Autumn has entered full steam, and with all the blustering leaves and windy rains outside, I like to fill the home with warm smells and full bellies. When I have a hankering for French onion soup, but I know I need to feed the kids, I go for this all in one stew that can be made with what I have on hand. You can easily caramelise the onions and mushrooms and then use them as a burger topper, base for a bolognese, marinade for chicken or just a chutney for sandwiches. Yesterday, I wanted to add some rump steak and baby potatoes I had on hand, rather than just adding beef stock to the sweet onions and mushrooms to make soup. The result was a sweet, savoury blend of creamy, tender potatoes and beef.
This is a one pot version that can be done with cubed chicken breast and broccoli with chicken stock in place of the beef, potato and beef stock for this recipe and it’s divine. As I mentioned, the caramelised onions can be used in any number of ways if you want to stop there: allow them to cool and store for up to two weeks in a sealed container in the fridge.
The pumpkin pudding is a crustless version that’s gluten free and baked in ramekins. It’s a five minute mix and into the oven; one of the easiest desserts ever. This time of year, I like to decorate the little pies with dark chocolate chips to make jack-o-lantern faces for the kids.
- 2 medium onions (I use one red and onion white)
- 1 TB vegetable oil of choice
- 1 TB salted butter
- 1-2 TB balsamic vinegar
- 1-2 cups sliced white mushrooms
- 1 lb cubed beef
- 10-12 Maris Piper/baby potatoes (I had some leftover from Sunday roast)
- 1 tsp beef stock concentrate
- 1 tsp dried oregano
- 1 tsp dried garlic
- 1 tsp dried thyme
- 1-2 cups water
- 1 cup single cream or half and half
- Salt and pepper to taste
- 1 tin 425g pumpkin puree (available from American sections in larger supermarkets, or you can puree your own pumpkin)

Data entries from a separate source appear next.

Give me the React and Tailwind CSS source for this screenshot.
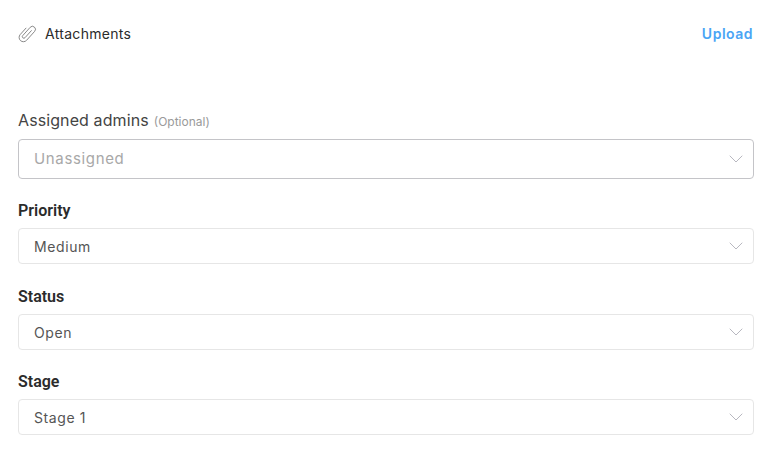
import { ChevronDown } from 'lucide-react';

const poppins = "font-['Inter',sans-serif]";

// Select-looking field with a chevron on the right
const Field = ({ value, big }) => (
  <div className={`flex items-center justify-between bg-white border rounded pl-[15px] pr-[5px] ${big ? 'h-10 border-[#c4c4c8] text-[15px] tracking-[0.65px] text-[#a8a8a8]' : 'h-9 border-[#e6e6e6] text-[14px] tracking-[0.6px] text-[#555555]'} ${poppins}`}>
    <span>{value}</span>
    <ChevronDown size={24} strokeWidth={1} className="text-[#b8b8c0]" />
  </div>
);

const Label = ({ children }) => (
  <div className="font-['Roboto',sans-serif] font-semibold text-[16px] leading-[19px] text-[#2b2b2b] mb-[8px]">{children}</div>
);

export default function App() {
  return (
    <div className="w-[778px] h-[465px] bg-white pl-[18px] pr-[24px] overflow-hidden">
      <div className="flex items-center justify-between h-[24px] mt-[21px]">
        <div className="flex items-center gap-[8px]">
          <svg width="19" height="20" viewBox="0 0 19 20" fill="none" stroke="#808080" strokeWidth="1" strokeLinecap="round" strokeLinejoin="round">
            <g transform="translate(9.5 10) rotate(42) scale(0.86)">
              <path d="M1.5 -5 V6 a1.8 1.8 0 0 1 -3.6 0 V-7 a3.5 3.5 0 0 1 7 0 V7 a5 5 0 0 1 -10 0 V-3" />
            </g>
          </svg>
          <span className={`${poppins} text-[14px] tracking-[0.3px] text-[#2b2b2b]`}>Attachments</span>
        </div>
        <span className={`${poppins} font-semibold text-[14px] tracking-[0.5px] text-[#4aa5f5] mr-[1px]`}>Upload</span>
      </div>

      <div className="mt-[65px] mb-[7px] flex items-baseline gap-[5px] leading-[20px]">
        <span className={`${poppins} text-[16px] tracking-[0.1px] text-[#444444]`}>Assigned admins</span>
        <span className={`${poppins} text-[12px] text-[#9a9a9a]`}>(Optional)</span>
      </div>
      <Field value="Unassigned" big />

      <div className="mt-[22px]"><Label>Priority</Label></div>
      <Field value="Medium" />

      <div className="mt-[23px]"><Label>Status</Label></div>
      <Field value="Open" />

      <div className="mt-[22px]"><Label>Stage</Label></div>
      <Field value="Stage 1" />
    </div>
  );
}
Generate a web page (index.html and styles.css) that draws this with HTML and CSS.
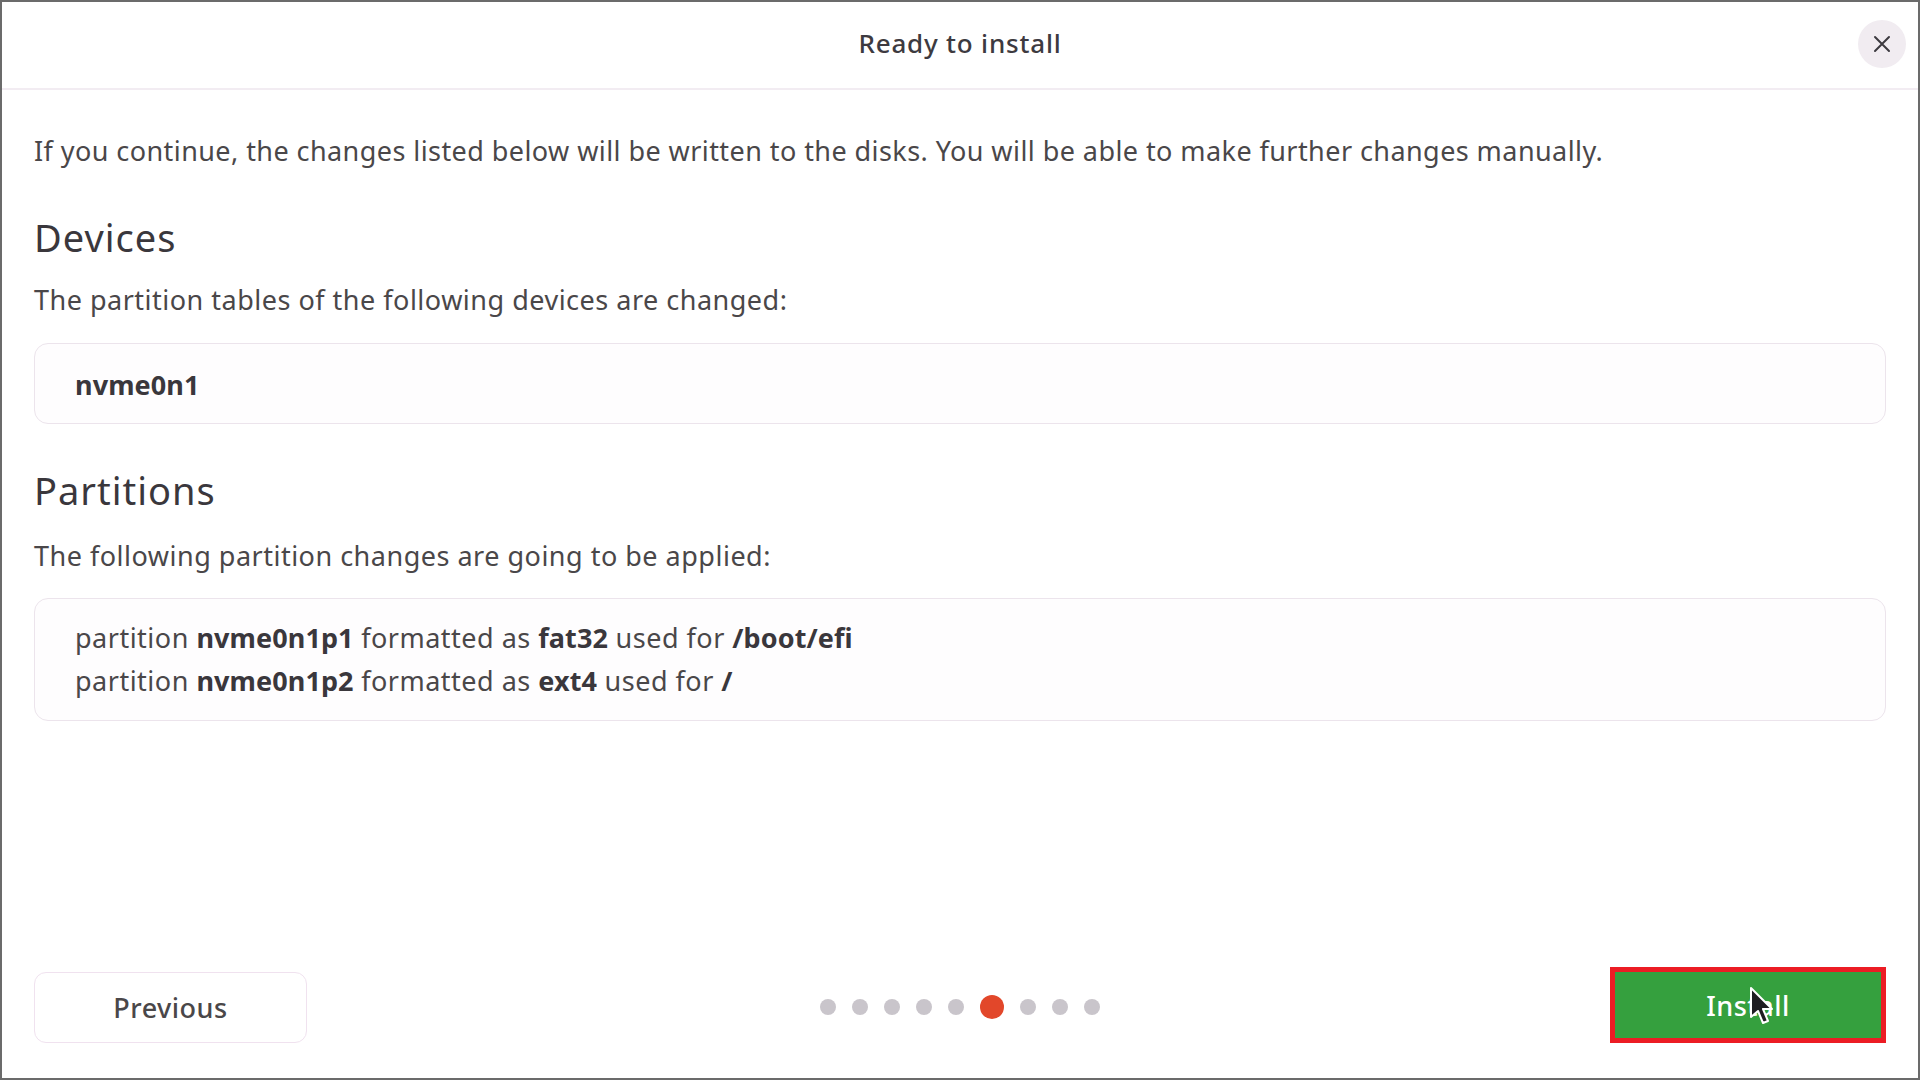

- 1 tin 396g sweetened condensed milk
- 2 eggs
- 1 heaped tsp pumpkin pie spice (nutmeg, clove, cinnamon, salt)
Begin with slicing the onion into long strips and adding them with the oil to a wide pot over a medium heat. The onions will sweat and begin to brown after a few minutes of little stirring. Once they begin to brown slightly, try to stir more often so they don’t fry instead of sweetening.
After 10 to 15 minutes, you should begin to see them all browning, shrivelling and producing a lovely sweet aroma. You won’t need to add any sugar, these release their own natural sweetness that’s impressive.
Once the onions have produced a nice glaze, add the mushrooms and coat them with it. Add in the balsamic vinegar and tab of butter. Keep stirring until the mushrooms and onions are well blended.
The mushrooms stay nice and firm with this treatment, and make an excellent base for bolognese, marinade for creamy chicken, so a lovely burger topper if you stop here. I don’t blame you if the smells drive you to using this right now.
To finish the stew, add cubed beef and coat with the onion and mushroom mixture before allowing to sit and lightly brown. Depending on the quality of beef, I may reduce the temperature significantly at this point and add more water with the beef stock to tenderise.
Before the meat cooks through, add the beef stock, warm water to cover the meat and dry spices.
Next, add the potatoes to the watery pot. I used already cooked Maris Pipers I had on hand, but you can use raw potato if you quarter them and they cook quickly. If you don’t want to fuss with chopping, you can add more water to accommodate the time to cook them through, no problem. Allow the cooked potatoes to boil for at least fifteen minutes to warm through.
Allow the water to reduce by half, exposing the beef and potatoes, before adding the cream. Reduce the heat to avoid scorching, but allow the stew to bubble a bit before giving it a taste. Add salt and pepper to taste.
This shouldn’t take more than an hour from start to finish, with a prolonged simmer in the middle. I love meals that allow me to run after toddlers, maybe even get their bath in while it’s bubbling. This was served with a dollop of soured cream, my daughter’s favourite.
For the pumpkin pudding, preheat the oven to 350F/180C and pull out a medium sized mixing bowl.
Add the pumpkin puree, condensed milk, eggs and dry spice, and whisk together until smooth. I usually use a rubber spatula or fork, but you can use a hand mixer for about a minute if you prefer.
Ladle or spoon the mixture into 6-8 ramekins, about ¾ full. No preparation/grease required.
Bake the pumpkin custard for 20-25 minutes, or until it begins to come away from the edges.
Remove the ramekins from the oven and allow to cool. If you’d like to decorate, use a handful of chocolate chips to fashion a jack-o-lantern while they’re still slightly warm. You can even let the kids help with this super easy dessert!